## start
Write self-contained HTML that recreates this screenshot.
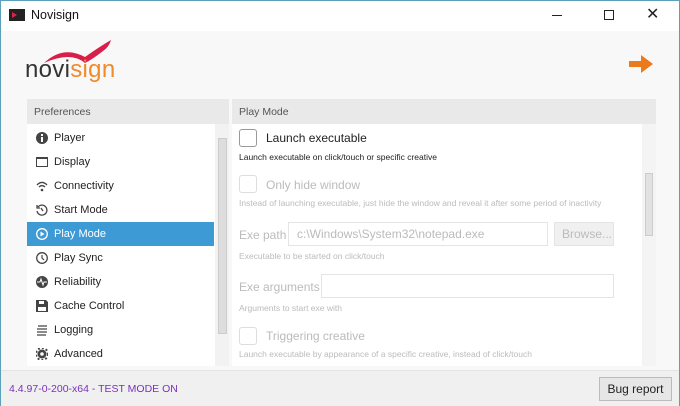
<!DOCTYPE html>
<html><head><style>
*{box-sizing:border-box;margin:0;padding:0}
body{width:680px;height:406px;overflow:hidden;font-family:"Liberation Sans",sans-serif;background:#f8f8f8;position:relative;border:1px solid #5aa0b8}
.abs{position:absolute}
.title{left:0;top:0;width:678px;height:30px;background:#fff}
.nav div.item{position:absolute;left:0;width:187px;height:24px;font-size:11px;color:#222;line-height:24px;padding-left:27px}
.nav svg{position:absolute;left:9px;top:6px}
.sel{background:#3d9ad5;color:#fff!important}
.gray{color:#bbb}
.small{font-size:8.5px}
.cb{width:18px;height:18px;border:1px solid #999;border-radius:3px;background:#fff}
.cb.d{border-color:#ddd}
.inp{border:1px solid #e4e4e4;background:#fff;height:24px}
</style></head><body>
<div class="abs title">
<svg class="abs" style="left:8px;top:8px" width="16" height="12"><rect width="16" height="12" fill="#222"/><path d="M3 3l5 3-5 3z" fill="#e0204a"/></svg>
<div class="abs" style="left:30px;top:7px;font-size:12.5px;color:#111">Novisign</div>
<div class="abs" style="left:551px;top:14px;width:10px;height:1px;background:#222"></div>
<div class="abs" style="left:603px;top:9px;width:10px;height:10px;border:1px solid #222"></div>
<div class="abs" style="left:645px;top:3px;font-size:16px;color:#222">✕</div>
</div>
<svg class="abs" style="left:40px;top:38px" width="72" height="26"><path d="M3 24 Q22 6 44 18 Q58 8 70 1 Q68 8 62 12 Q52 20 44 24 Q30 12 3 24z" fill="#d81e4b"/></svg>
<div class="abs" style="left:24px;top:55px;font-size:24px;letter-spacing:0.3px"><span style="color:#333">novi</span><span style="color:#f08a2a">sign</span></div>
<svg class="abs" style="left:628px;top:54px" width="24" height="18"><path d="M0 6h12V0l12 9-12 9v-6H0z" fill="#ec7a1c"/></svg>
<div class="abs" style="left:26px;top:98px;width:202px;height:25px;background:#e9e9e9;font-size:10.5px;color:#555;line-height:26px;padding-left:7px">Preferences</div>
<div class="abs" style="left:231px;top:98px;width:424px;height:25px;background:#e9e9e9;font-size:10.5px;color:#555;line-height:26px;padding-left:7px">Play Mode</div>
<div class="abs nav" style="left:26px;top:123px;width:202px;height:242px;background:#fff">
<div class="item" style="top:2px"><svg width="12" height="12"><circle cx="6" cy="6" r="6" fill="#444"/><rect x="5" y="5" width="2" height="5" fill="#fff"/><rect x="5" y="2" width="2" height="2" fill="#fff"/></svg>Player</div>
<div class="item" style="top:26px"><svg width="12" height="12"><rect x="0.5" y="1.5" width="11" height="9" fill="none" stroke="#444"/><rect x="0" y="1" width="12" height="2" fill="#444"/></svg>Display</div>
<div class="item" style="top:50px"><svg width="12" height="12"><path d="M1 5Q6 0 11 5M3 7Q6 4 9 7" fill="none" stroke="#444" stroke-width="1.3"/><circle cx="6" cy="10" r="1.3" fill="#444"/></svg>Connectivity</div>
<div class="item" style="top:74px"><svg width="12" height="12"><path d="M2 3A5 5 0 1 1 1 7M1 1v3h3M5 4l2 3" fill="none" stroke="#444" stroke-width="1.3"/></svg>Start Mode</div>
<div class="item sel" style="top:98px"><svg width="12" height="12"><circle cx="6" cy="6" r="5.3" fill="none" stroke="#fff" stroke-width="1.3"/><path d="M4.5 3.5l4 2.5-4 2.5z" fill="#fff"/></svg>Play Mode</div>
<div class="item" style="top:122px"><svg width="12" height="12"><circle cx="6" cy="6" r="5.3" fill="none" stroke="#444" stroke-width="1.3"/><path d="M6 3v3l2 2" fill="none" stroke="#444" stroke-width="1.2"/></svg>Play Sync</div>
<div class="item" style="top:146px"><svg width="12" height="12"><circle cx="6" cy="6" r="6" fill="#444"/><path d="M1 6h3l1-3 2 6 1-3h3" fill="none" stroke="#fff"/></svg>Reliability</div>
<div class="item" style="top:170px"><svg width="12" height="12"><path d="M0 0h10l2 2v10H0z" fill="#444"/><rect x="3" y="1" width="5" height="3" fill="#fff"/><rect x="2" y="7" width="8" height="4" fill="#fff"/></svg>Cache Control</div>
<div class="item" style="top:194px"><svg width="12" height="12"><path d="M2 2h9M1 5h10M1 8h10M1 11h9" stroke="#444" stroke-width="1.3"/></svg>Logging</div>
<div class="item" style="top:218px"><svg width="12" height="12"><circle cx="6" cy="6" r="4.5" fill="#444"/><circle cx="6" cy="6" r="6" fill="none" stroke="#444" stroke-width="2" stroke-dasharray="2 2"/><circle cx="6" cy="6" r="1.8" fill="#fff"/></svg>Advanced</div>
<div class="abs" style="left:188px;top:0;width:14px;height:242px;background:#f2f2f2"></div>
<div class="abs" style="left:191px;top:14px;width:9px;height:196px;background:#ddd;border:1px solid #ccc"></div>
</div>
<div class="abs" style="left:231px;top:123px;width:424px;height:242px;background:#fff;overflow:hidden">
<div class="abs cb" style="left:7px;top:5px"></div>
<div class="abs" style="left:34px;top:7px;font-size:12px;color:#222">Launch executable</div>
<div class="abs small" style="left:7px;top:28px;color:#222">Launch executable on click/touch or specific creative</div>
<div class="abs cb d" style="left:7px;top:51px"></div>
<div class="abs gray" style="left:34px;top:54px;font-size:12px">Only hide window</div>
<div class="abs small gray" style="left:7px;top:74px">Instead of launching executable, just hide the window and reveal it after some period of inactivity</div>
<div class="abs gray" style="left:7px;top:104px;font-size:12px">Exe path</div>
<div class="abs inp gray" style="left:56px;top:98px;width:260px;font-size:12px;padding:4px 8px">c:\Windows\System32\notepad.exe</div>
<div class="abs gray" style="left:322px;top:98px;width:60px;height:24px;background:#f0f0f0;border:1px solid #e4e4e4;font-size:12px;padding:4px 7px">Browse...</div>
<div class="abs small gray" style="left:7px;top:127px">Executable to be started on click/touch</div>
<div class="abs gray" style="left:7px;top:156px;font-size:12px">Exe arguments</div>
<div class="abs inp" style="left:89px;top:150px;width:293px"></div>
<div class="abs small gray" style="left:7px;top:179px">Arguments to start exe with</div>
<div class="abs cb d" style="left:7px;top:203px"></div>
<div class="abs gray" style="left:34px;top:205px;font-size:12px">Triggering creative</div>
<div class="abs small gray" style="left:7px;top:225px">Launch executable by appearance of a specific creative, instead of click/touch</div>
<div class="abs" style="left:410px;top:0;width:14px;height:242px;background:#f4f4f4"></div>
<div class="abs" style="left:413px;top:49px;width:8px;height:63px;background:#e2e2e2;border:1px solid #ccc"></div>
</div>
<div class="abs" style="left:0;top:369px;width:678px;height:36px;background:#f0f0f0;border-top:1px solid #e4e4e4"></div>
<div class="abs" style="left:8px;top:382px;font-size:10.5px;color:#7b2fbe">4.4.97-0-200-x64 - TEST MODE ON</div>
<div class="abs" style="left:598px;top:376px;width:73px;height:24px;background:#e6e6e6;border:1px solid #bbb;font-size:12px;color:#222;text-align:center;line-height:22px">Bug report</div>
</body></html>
## end
TASK BRIEF
All of the lines above should be printed exactly, minus the pictures.

REPLY TO THE EXERCISE
Write self-contained HTML that recreates this screenshot.
<!DOCTYPE html>
<html><head><style>
*{box-sizing:border-box;margin:0;padding:0}
body{width:680px;height:406px;overflow:hidden;font-family:"Liberation Sans",sans-serif;background:#f8f8f8;position:relative;border:1px solid #5aa0b8}
.abs{position:absolute}
.title{left:0;top:0;width:678px;height:30px;background:#fff}
.nav div.item{position:absolute;left:0;width:187px;height:24px;font-size:11px;color:#222;line-height:24px;padding-left:27px}
.nav svg{position:absolute;left:9px;top:6px}
.sel{background:#3d9ad5;color:#fff!important}
.gray{color:#bbb}
.small{font-size:8.5px}
.cb{width:18px;height:18px;border:1px solid #999;border-radius:3px;background:#fff}
.cb.d{border-color:#ddd}
.inp{border:1px solid #e4e4e4;background:#fff;height:24px}
</style></head><body>
<div class="abs title">
<svg class="abs" style="left:8px;top:8px" width="16" height="12"><rect width="16" height="12" fill="#222"/><path d="M3 3l5 3-5 3z" fill="#e0204a"/></svg>
<div class="abs" style="left:30px;top:7px;font-size:12.5px;color:#111">Novisign</div>
<div class="abs" style="left:551px;top:14px;width:10px;height:1px;background:#222"></div>
<div class="abs" style="left:603px;top:9px;width:10px;height:10px;border:1px solid #222"></div>
<div class="abs" style="left:645px;top:3px;font-size:16px;color:#222">✕</div>
</div>
<svg class="abs" style="left:40px;top:38px" width="72" height="26"><path d="M3 24 Q22 6 44 18 Q58 8 70 1 Q68 8 62 12 Q52 20 44 24 Q30 12 3 24z" fill="#d81e4b"/></svg>
<div class="abs" style="left:24px;top:55px;font-size:24px;letter-spacing:0.3px"><span style="color:#333">novi</span><span style="color:#f08a2a">sign</span></div>
<svg class="abs" style="left:628px;top:54px" width="24" height="18"><path d="M0 6h12V0l12 9-12 9v-6H0z" fill="#ec7a1c"/></svg>
<div class="abs" style="left:26px;top:98px;width:202px;height:25px;background:#e9e9e9;font-size:10.5px;color:#555;line-height:26px;padding-left:7px">Preferences</div>
<div class="abs" style="left:231px;top:98px;width:424px;height:25px;background:#e9e9e9;font-size:10.5px;color:#555;line-height:26px;padding-left:7px">Play Mode</div>
<div class="abs nav" style="left:26px;top:123px;width:202px;height:242px;background:#fff">
<div class="item" style="top:2px"><svg width="12" height="12"><circle cx="6" cy="6" r="6" fill="#444"/><rect x="5" y="5" width="2" height="5" fill="#fff"/><rect x="5" y="2" width="2" height="2" fill="#fff"/></svg>Player</div>
<div class="item" style="top:26px"><svg width="12" height="12"><rect x="0.5" y="1.5" width="11" height="9" fill="none" stroke="#444"/><rect x="0" y="1" width="12" height="2" fill="#444"/></svg>Display</div>
<div class="item" style="top:50px"><svg width="12" height="12"><path d="M1 5Q6 0 11 5M3 7Q6 4 9 7" fill="none" stroke="#444" stroke-width="1.3"/><circle cx="6" cy="10" r="1.3" fill="#444"/></svg>Connectivity</div>
<div class="item" style="top:74px"><svg width="12" height="12"><path d="M2 3A5 5 0 1 1 1 7M1 1v3h3M5 4l2 3" fill="none" stroke="#444" stroke-width="1.3"/></svg>Start Mode</div>
<div class="item sel" style="top:98px"><svg width="12" height="12"><circle cx="6" cy="6" r="5.3" fill="none" stroke="#fff" stroke-width="1.3"/><path d="M4.5 3.5l4 2.5-4 2.5z" fill="#fff"/></svg>Play Mode</div>
<div class="item" style="top:122px"><svg width="12" height="12"><circle cx="6" cy="6" r="5.3" fill="none" stroke="#444" stroke-width="1.3"/><path d="M6 3v3l2 2" fill="none" stroke="#444" stroke-width="1.2"/></svg>Play Sync</div>
<div class="item" style="top:146px"><svg width="12" height="12"><circle cx="6" cy="6" r="6" fill="#444"/><path d="M1 6h3l1-3 2 6 1-3h3" fill="none" stroke="#fff"/></svg>Reliability</div>
<div class="item" style="top:170px"><svg width="12" height="12"><path d="M0 0h10l2 2v10H0z" fill="#444"/><rect x="3" y="1" width="5" height="3" fill="#fff"/><rect x="2" y="7" width="8" height="4" fill="#fff"/></svg>Cache Control</div>
<div class="item" style="top:194px"><svg width="12" height="12"><path d="M2 2h9M1 5h10M1 8h10M1 11h9" stroke="#444" stroke-width="1.3"/></svg>Logging</div>
<div class="item" style="top:218px"><svg width="12" height="12"><circle cx="6" cy="6" r="4.5" fill="#444"/><circle cx="6" cy="6" r="6" fill="none" stroke="#444" stroke-width="2" stroke-dasharray="2 2"/><circle cx="6" cy="6" r="1.8" fill="#fff"/></svg>Advanced</div>
<div class="abs" style="left:188px;top:0;width:14px;height:242px;background:#f2f2f2"></div>
<div class="abs" style="left:191px;top:14px;width:9px;height:196px;background:#ddd;border:1px solid #ccc"></div>
</div>
<div class="abs" style="left:231px;top:123px;width:424px;height:242px;background:#fff;overflow:hidden">
<div class="abs cb" style="left:7px;top:5px"></div>
<div class="abs" style="left:34px;top:7px;font-size:12px;color:#222">Launch executable</div>
<div class="abs small" style="left:7px;top:28px;color:#222">Launch executable on click/touch or specific creative</div>
<div class="abs cb d" style="left:7px;top:51px"></div>
<div class="abs gray" style="left:34px;top:54px;font-size:12px">Only hide window</div>
<div class="abs small gray" style="left:7px;top:74px">Instead of launching executable, just hide the window and reveal it after some period of inactivity</div>
<div class="abs gray" style="left:7px;top:104px;font-size:12px">Exe path</div>
<div class="abs inp gray" style="left:56px;top:98px;width:260px;font-size:12px;padding:4px 8px">c:\Windows\System32\notepad.exe</div>
<div class="abs gray" style="left:322px;top:98px;width:60px;height:24px;background:#f0f0f0;border:1px solid #e4e4e4;font-size:12px;padding:4px 7px">Browse...</div>
<div class="abs small gray" style="left:7px;top:127px">Executable to be started on click/touch</div>
<div class="abs gray" style="left:7px;top:156px;font-size:12px">Exe arguments</div>
<div class="abs inp" style="left:89px;top:150px;width:293px"></div>
<div class="abs small gray" style="left:7px;top:179px">Arguments to start exe with</div>
<div class="abs cb d" style="left:7px;top:203px"></div>
<div class="abs gray" style="left:34px;top:205px;font-size:12px">Triggering creative</div>
<div class="abs small gray" style="left:7px;top:225px">Launch executable by appearance of a specific creative, instead of click/touch</div>
<div class="abs" style="left:410px;top:0;width:14px;height:242px;background:#f4f4f4"></div>
<div class="abs" style="left:413px;top:49px;width:8px;height:63px;background:#e2e2e2;border:1px solid #ccc"></div>
</div>
<div class="abs" style="left:0;top:369px;width:678px;height:36px;background:#f0f0f0;border-top:1px solid #e4e4e4"></div>
<div class="abs" style="left:8px;top:382px;font-size:10.5px;color:#7b2fbe">4.4.97-0-200-x64 - TEST MODE ON</div>
<div class="abs" style="left:598px;top:376px;width:73px;height:24px;background:#e6e6e6;border:1px solid #bbb;font-size:12px;color:#222;text-align:center;line-height:22px">Bug report</div>
</body></html>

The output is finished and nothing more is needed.